Once that becomes the new normal, I can add more changes. Find your tolerance zone – one that is practical and sustainable in the short term. Adapt to it and then tweak some more. This approach also helps me focus fully on the one or two changes I implement so that they really get ingrained into me before piling more things on.
Stop Looking For Perfection
I'm a big believer in reality.
Be real. Keep it real.
Trying to be a super hero is only fun on the good days, but will tarnish your self confidence really quickly when things don't go to plan. Don't give your circumstances the power to define you. One small, sustainable change that yields rewards is far more valuable than a slew of challenges that leave you feel drained and demotivated.
There will always be drains on your time. Life kind of sets us up that way, whether we like it or not. Finding the balance is never easy, but it is certainly possible.
You have a greater chance of being successful in making your changes if you are realistic in your expectations.
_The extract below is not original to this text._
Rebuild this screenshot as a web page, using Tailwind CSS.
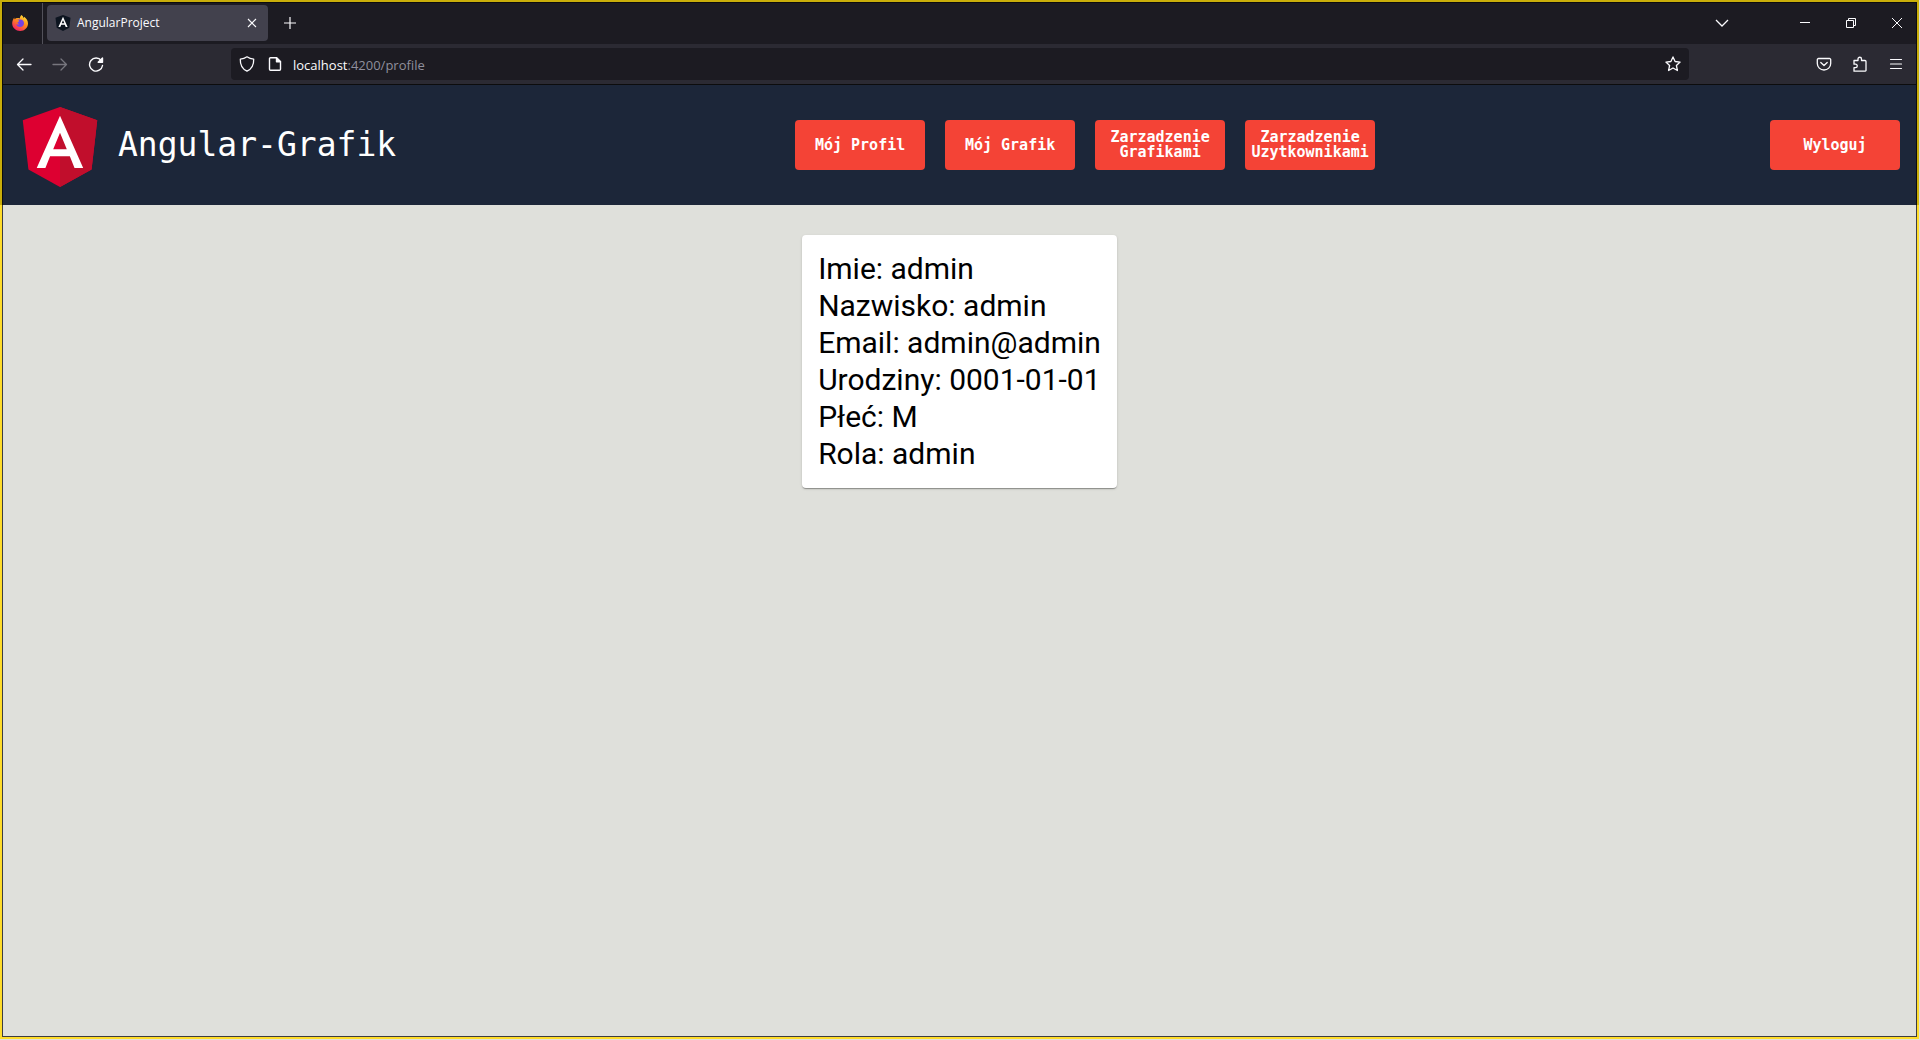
<!DOCTYPE html>
<html lang="pl">
<head>
<meta charset="utf-8">
<title>AngularProject</title>
<script src="https://cdn.jsdelivr.net/npm/@tailwindcss/browser@4"></script>
</head>
<body class="min-h-screen flex flex-col bg-[#dfe0db] pr-px pb-px">

<!-- Browser chrome -->
<div class="border-2 border-b-0 border-[#c9ae0a] font-['Open_Sans',sans-serif] text-[#fbfbfe]">
  <div class="border border-[#0c0c0d] bg-[#1c1b22]">
    <div class="flex h-[41px] items-center pb-0.5">
      <div class="flex h-[41px] w-10 items-center self-start border-r border-[#52515a] pb-0.5 pl-2">
        <svg class="size-[18px]" viewBox="0 0 18 18">
          <defs>
            <linearGradient id="flame" x1="0.8" y1="0" x2="0.2" y2="1"><stop offset="0" stop-color="#ffe83a"/><stop offset=".45" stop-color="#ff8a1c"/><stop offset="1" stop-color="#f5156c"/></linearGradient>
          </defs>
          <path d="M10.500 1c1.200.8 1.800 1.800 2 3 .5-.4.700-.8.700-1.200C15.600 4.600 17 7 17 9.500 17 13.600 13.500 17 9.200 17S1.200 13.700 1.200 9.500c0-2 .7-4.200 2-6 0 .8.200 1.200.6 1.700.6-.6 1.400-1 2.200-1.100 1-.2 2 0 2.800.3C8.900 3 9.500 1.800 10.500 1Z" fill="url(#flame)"/>
          <path d="M9.200 5.500c2.300 0 3.800 1.600 3.800 3.700s-1.600 3.800-3.900 3.800c-2 0-3.600-1.300-3.800-3 .9.700 2 .7 2.900 0-1-.3-1.600-.8-1.700-1.600 1.100-.3 1.600-1 1.400-1.900-.7-.3-1.300-.5-1.900-.4.900-.500 2-.6 3.200-.6Z" fill="#7542e5"/>
        </svg>
      </div>
      <div class="ml-1 flex h-9 w-[221px] items-center rounded bg-[#42414d] pl-2 pr-2">
        <svg class="size-4" viewBox="0 0 16 16"><path d="M8 0l7.500 2.700-1.200 10L8 16l-6.300-3.300-1.200-10z" fill="#0d1520"/><path d="M8 1.800 3.400 12.100h1.900l.9-2.300h3.600l.9 2.300h1.900zm0 3.500 1.300 3H6.700z" fill="#fff"/></svg>
        <span class="ml-1.5 flex-1 text-xs">AngularProject</span>
        <button aria-label="Zamknij kartę"><svg class="size-4" viewBox="0 0 16 16" fill="none" stroke="currentColor" stroke-width="1.100"><path d="m4 4 8 8M12 4l-8 8"/></svg></button>
      </div>
      <button class="ml-2.5 p-1" aria-label="Nowa karta"><svg class="size-4" viewBox="0 0 16 16" fill="none" stroke="currentColor" stroke-width="1.200"><path d="M8 2v12M2 8h12"/></svg></button>
      <div class="ml-auto flex items-center pr-[11px]">
        <button class="mr-[67px]" aria-label="Lista kart"><svg class="size-4" viewBox="0 0 16 16" fill="none" stroke="currentColor" stroke-width="1.300"><path d="m2 5 6 6 6-6"/></svg></button>
        <button class="mr-[30px]" aria-label="Minimalizuj"><svg class="size-4" viewBox="0 0 16 16" fill="none" stroke="currentColor"><path d="M3 7.500h10"/></svg></button>
        <button class="mr-[30px]" aria-label="Przywróć"><svg class="size-4" viewBox="0 0 16 16" fill="none" stroke="currentColor"><path d="M3.500 5.500h7v7h-7zM5.500 5.500v-2h7v7h-2"/></svg></button>
        <button aria-label="Zamknij"><svg class="size-4" viewBox="0 0 16 16" fill="none" stroke="currentColor"><path d="m3 3 10 10M13 3 3 13"/></svg></button>
      </div>
    </div>
    <div class="flex h-10 items-center bg-[#2b2a33]">
      <div class="flex w-[228px] shrink-0 items-center gap-5 pl-[13px]">
        <button aria-label="Wstecz"><svg class="size-4" viewBox="0 0 16 16" fill="none" stroke="currentColor" stroke-width="1.300" stroke-linecap="round" stroke-linejoin="round"><path d="M15 8.500H1.500M7 3 1.500 8.500 7 14"/></svg></button>
        <button class="text-[#77767e]" aria-label="Dalej"><svg class="size-4" viewBox="0 0 16 16" fill="none" stroke="currentColor" stroke-width="1.300" stroke-linecap="round" stroke-linejoin="round"><path d="M1 8.500h13.500M9 3l5.500 5.500L9 14"/></svg></button>
        <button aria-label="Odśwież"><svg class="size-4" viewBox="0 0 16 16" fill="none" stroke="currentColor" stroke-width="1.400" stroke-linecap="round"><path d="M13.300 4.700A6.500 6.500 0 1 0 14.500 9.500"/><path d="M14.500 2v4.300h-4.300z" fill="currentColor" stroke-linejoin="round"/></svg></button>
      </div>
      <div class="flex h-8 flex-1 items-center rounded bg-[#1c1b22] px-2">
        <svg class="size-4" viewBox="0 0 16 16" fill="none" stroke="currentColor" stroke-width="1.300" stroke-linejoin="round"><path d="M8 .8c2 1.400 4.200 2.100 6.700 2.300.2 5-1.200 9.500-6.700 12.100C2.500 12.600 1.100 8.100 1.300 3.100 3.800 2.900 6 2.200 8 .8Z"/></svg>
        <svg class="ml-3 size-4" viewBox="0 0 16 16" fill="none" stroke="currentColor" stroke-width="1.400" stroke-linejoin="round"><path d="M9.500 1.700H3.500a1 1 0 0 0-1 1v10.600a1 1 0 0 0 1 1h9a1 1 0 0 0 1-1V5.700z"/><path d="M9.500 1.700v4h4z" fill="currentColor"/></svg>
        <a href="/profile" class="ml-2.5 flex-1 pt-0.5 text-[13px] leading-5 text-[#8f8f9d]"><span class="text-[#fbfbfe]">localhost</span>:4200/profile</a>
        <button aria-label="Dodaj zakładkę"><svg class="size-4" viewBox="0 0 16 16" fill="none" stroke="currentColor" stroke-width="1.300" stroke-linejoin="round"><path d="m8 .9 2.100 4.600 5 .6-3.700 3.400 1 5L8 12l-4.400 2.500 1-5L.9 6.100l5-.6z"/></svg></button>
      </div>
      <div class="flex w-[227px] shrink-0 items-center justify-end gap-5 pr-3">
        <button aria-label="Pocket"><svg class="size-4" viewBox="0 0 16 16" fill="none" stroke="currentColor" stroke-width="1.300" stroke-linecap="round" stroke-linejoin="round"><path d="M2.500 2.500h11a1.200 1.200 0 0 1 1.200 1.200V7.500a6.700 6.500 0 0 1-13.400 0V3.700a1.200 1.200 0 0 1 1.200-1.200Z"/><path d="m4.800 6.500 3.200 3 3.200-3"/></svg></button>
        <button aria-label="Rozszerzenia"><svg class="size-4" viewBox="0 0 16 16" fill="none" stroke="currentColor" stroke-width="1.300" stroke-linejoin="round"><path d="M2 4.500h4V3a1.700 1.700 0 0 1 3.500 0v1.500h3.500a1 1 0 0 1 1 1v9a1 1 0 0 1-1 .7H2v-3.500h1.500a1.700 1.700 0 0 0 0-3.500H2z"/></svg></button>
        <button aria-label="Menu"><svg class="size-4" viewBox="0 0 16 16" fill="none" stroke="currentColor" stroke-width="1.200" stroke-linecap="round"><path d="M2.500 3.500h11M2.500 8h11M2.500 12.500h11"/></svg></button>
      </div>
    </div>
  </div>
</div>

<!-- Application header -->
<div class="border-x-2 border-[#c9ae0a]">
  <header class="flex h-[120px] items-center justify-between border-x border-[#0c0c0d] bg-[#1c2639] pl-[7px] pr-4 font-['DejaVu_Sans_Mono',monospace] text-white">
    <div class="flex items-center gap-2">
      <svg class="size-[100px]" viewBox="0 0 250 250"><path fill="#dd0031" d="M125 30 31.900 63.200l14.200 123.100L125 230l78.900-43.700 14.200-123.100z"/><path fill="#c10e2c" d="M125 30v22.200-.1V230l78.900-43.700 14.200-123.100z"/><path fill="#fff" d="M125 52.100 66.800 182.600h21.700l11.700-29.200h49.400l11.700 29.200H183zm17 83.300h-34l17-40.900z"/></svg>
      <h1 class="pr-1 text-[33px] leading-10">Angular-Grafik</h1>
    </div>
    <nav class="flex gap-5 text-[15px] font-bold leading-[15px]">
      <button class="h-[50px] w-[130px] rounded bg-[#f44336]">Mój Profil</button>
      <button class="h-[50px] w-[130px] rounded bg-[#f44336]">Mój Grafik</button>
      <button class="h-[50px] w-[130px] rounded bg-[#f44336]">Zarzadzenie Grafikami</button>
      <button class="h-[50px] w-[130px] rounded bg-[#f44336]">Zarzadzenie Uzytkownikami</button>
    </nav>
    <button class="h-[50px] w-[130px] rounded bg-[#f44336] text-[15px] font-bold leading-[15px]">Wyloguj</button>
  </header>
</div>

<!-- Profile page -->
<div class="flex flex-1 flex-col border-2 border-t-0 border-[#fedc2a]">
  <main class="flex flex-1 items-start justify-center border border-t-0 border-[#3c3d40] bg-[#dfe0db] pt-[30px]">
    <section class="rounded bg-white px-4 pt-[15px] pb-4 font-[Roboto,sans-serif] text-[30px] leading-[37px] text-black shadow-[0_2px_1px_-1px_rgba(0,0,0,0.2),0_1px_1px_0_rgba(0,0,0,0.14),0_1px_3px_0_rgba(0,0,0,0.12)]">
      <p>Imie: admin</p>
      <p>Nazwisko: admin</p>
      <p>Email: admin@admin</p>
      <p>Urodziny: 0001-01-01</p>
      <p>Płeć: M</p>
      <p>Rola: admin</p>
    </section>
  </main>
</div>
</body>
</html>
Acknowledge Your Accomplishments
Follow your own goal. Respect the limitations of your circumstances at any given time. Those who try are always ahead of those who procrastinate. Remember not to look at your efforts as a fail, just because some days don't go the way you planned. That doesn't make you a failure. It makes you human.
Watching others should make you feel motivated and comforted. If your role models make you feel inadequate, ditch them and find some new ones.
“I'm so inspired by this person because they make me feel like a total failure,” said no-one, ever!
You won't find the time and you have to make it by taking it from something else; usually something you really like to do. It's hard. Acknowledge that it's hard. But work with what you have.
Remember, it may all start with a feel-good idea, but it only really gets going with a quality commitment.